For an equally decadent experience, the 19th-century Caffè Gambrinus allows you to enjoy Neapolitan treats surrounded by fin-de-siècle decor.

And you don’t need to spend lots or even step too far out to experience the best food Naples has to offer. Around the corner from the central station is a bona fide institution for anyone with a sweet tooth: Cuori di Sfogliatella, which sells mouth-watering pastries and sfogliatelle that you can customise as you please.

‘We will win back the heart of Italy’

Neapolitans have suffered enough at the hands of crime gangs and incompetent public administration.

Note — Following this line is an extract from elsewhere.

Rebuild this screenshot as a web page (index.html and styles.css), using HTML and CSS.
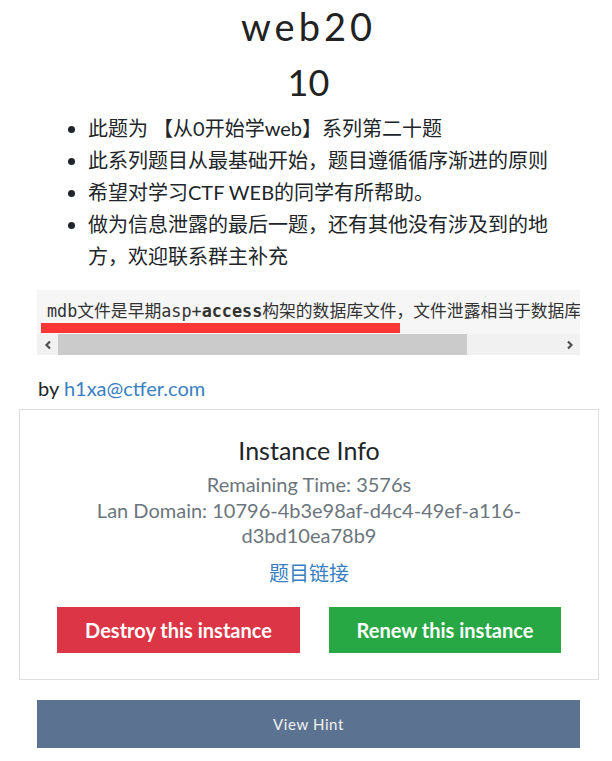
FILE: index.html
```html
<!DOCTYPE html>
<html>
<head>
<meta charset="utf-8">
<link rel="stylesheet" href="styles.css">
</head>
<body>
<div class="page">
  <h1 class="title">web20</h1>
  <h2 class="points">10</h2>
  <ul class="desc">
    <li>此题为 【从0开始学web】系列第二十题</li>
    <li>此系列题目从最基础开始，题目遵循循序渐进的原则</li>
    <li>希望对学习CTF WEB的同学有所帮助。</li>
    <li>做为信息泄露的最后一题，还有其他没有涉及到的地方，欢迎联系群主补充</li>
  </ul>
  <div class="code">
    <div class="code-text">mdb文件是早期asp+<b>access</b>构架的数据库文件，文件泄露相当于数据库被脱裤了。</div>
    <div class="mark"></div>
    <div class="scrollbar">
      <div class="sb-btn"><svg width="10" height="10" viewBox="0 0 10 10"><path d="M7 1.5 L3.5 5 L7 8.5" fill="none" stroke="#505050" stroke-width="2.2"/></svg></div>
      <div class="sb-thumb"></div>
      <div class="sb-track"></div>
      <div class="sb-btn"><svg width="10" height="10" viewBox="0 0 10 10"><path d="M3 1.5 L6.5 5 L3 8.5" fill="none" stroke="#505050" stroke-width="2.2"/></svg></div>
    </div>
  </div>
  <p class="author">by <a href="#">h1xa@ctfer.com</a></p>
</div>
<div class="card">
  <h3 class="card-title">Instance Info</h3>
  <p class="muted">Remaining Time: 3576s</p>
  <p class="muted domain">Lan Domain: 10796-4b3e98af-d4c4-49ef-a116-d3bd10ea78b9</p>
  <p class="link"><a href="#">题目链接</a></p>
  <div class="actions">
    <button class="btn btn-red">Destroy this instance</button>
    <button class="btn btn-green">Renew this instance</button>
  </div>
</div>
<div class="page">
  <button class="hint">View Hint</button>
</div>
</body>
</html>
```
FILE: styles.css
```css
* { box-sizing: border-box; }
body {
  margin: 0;
  font-family: Lato, "Noto Sans CJK SC", sans-serif;
  color: #212529;
  background: #fff;
}
.page {
  margin: 0 32px 0 37px;
}
.title {
  margin: 0;
  padding-top: 4px;
  text-align: center;
  font-weight: 400;
  font-size: 38px;
  line-height: 44px;
  letter-spacing: 4px;
  color: #222;
}
.points {
  margin: 12px 0 0;
  text-align: center;
  font-weight: 400;
  font-size: 36px;
  line-height: 44px;
  color: #222;
}
.desc {
  margin: 8px 20px 0 0;
  padding-left: 51px;
  font-size: 20px;
  line-height: 32px;
}
.code {
  position: relative;
  margin-top: 18px;
  background: #f6f6f6;
}
.code-text {
  padding: 9px 10px 11px;
  white-space: nowrap;
  overflow: hidden;
  font-family: "DejaVu Sans Mono", "Noto Sans CJK SC", monospace;
  font-size: 16.8px;
  line-height: 24px;
  color: #333;
}
.code-text b { font-weight: 700; }
.mark {
  position: absolute;
  left: 4px;
  top: 33px;
  width: 359px;
  height: 10px;
  background: #fc3535;
}
.scrollbar {
  display: flex;
  height: 21px;
  background: #f1f1f1;
}
.sb-btn {
  width: 21px;
  display: flex;
  align-items: center;
  justify-content: center;
}
.sb-thumb {
  width: 409px;
  background: #cbcbcb;
}
.sb-track { flex: 1; }
.author {
  margin: 20px 0 0 1px;
  font-size: 20px;
  line-height: 26px;
}
a { color: #3a7fc1; text-decoration: none; }
.card {
  margin: 8px 13px 0 19px;
  border: 1px solid #dfdfdf;
  padding: 24px 14px 26px;
  text-align: center;
}
.card-title {
  margin: 0;
  font-weight: 400;
  font-size: 25px;
  line-height: 32px;
}
.muted {
  margin: 6px 0 0;
  color: #6c757d;
  font-size: 20px;
  line-height: 25px;
}
.domain { margin-top: 1px; padding: 0 50px; }
.link {
  margin: 11px 0 0;
  font-size: 20px;
  line-height: 28px;
}
.actions {
  display: flex;
  justify-content: space-between;
  margin: 20px 23px 0;
}
.btn {
  border: 0;
  height: 46px;
  color: #fff;
  font-family: Lato, sans-serif;
  font-weight: 700;
  font-size: 20px;
}
.btn-red { background: #dc3545; width: 243px; }
.btn-green { background: #28a745; width: 232px; }
.hint {
  display: block;
  width: 543px;
  margin-top: 20px;
  height: 48px;
  border: 0;
  background: #5b7290;
  color: #f2f2f2;
  font-family: Lato, sans-serif;
  font-size: 15px;
  letter-spacing: 0.6px;
}
```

They have also endured the consequences of living with a bad name. As the Italian saying goes, la parola uccide (words kill).

But in recent years, Naples has witnessed a boost in tourism, and the city’s residents are going to great – and often creative – lengths to dispel negative stereotypes.

Taking to social media, certain Naples-based artists have been celebrating and re-imagining their hometown to defy negative stereotypes.

A statuette by Nativity artist Gennaro Di Virgilio portraying soccer legend Diego Armando Maradona with angel’s wings in Naples, Italy.AP Photo/Salvatore Laporta

“Fighting stereotypes and prejudices is hard, but I am trying,” Antonio Avitabile, an Instagram-based influencer and artist, tells Euronews Travel. While he notes that the city still faces some structural challenges, he is optimistic that the good will of Neapolitans could help

“If all goes well, Naples will slowly rise up in the future, and we will win back the heart of Italy – for now, we have the heart of tourists.”

Among his artwork are AI-generated images of Naples portrayed as if it were a Disney film – “to show Naples in a different light,” Antonio says.

The reality isn’t all that far off from this vision. Naples is a true fairytale city come to life, with everything that life entails – warts and all.

It may still be the victim of prejudice, but that shouldn’t stop you from visiting what is arguably Europe’s most misunderstood city. Naples will assault, but then amply reward, all five of your senses.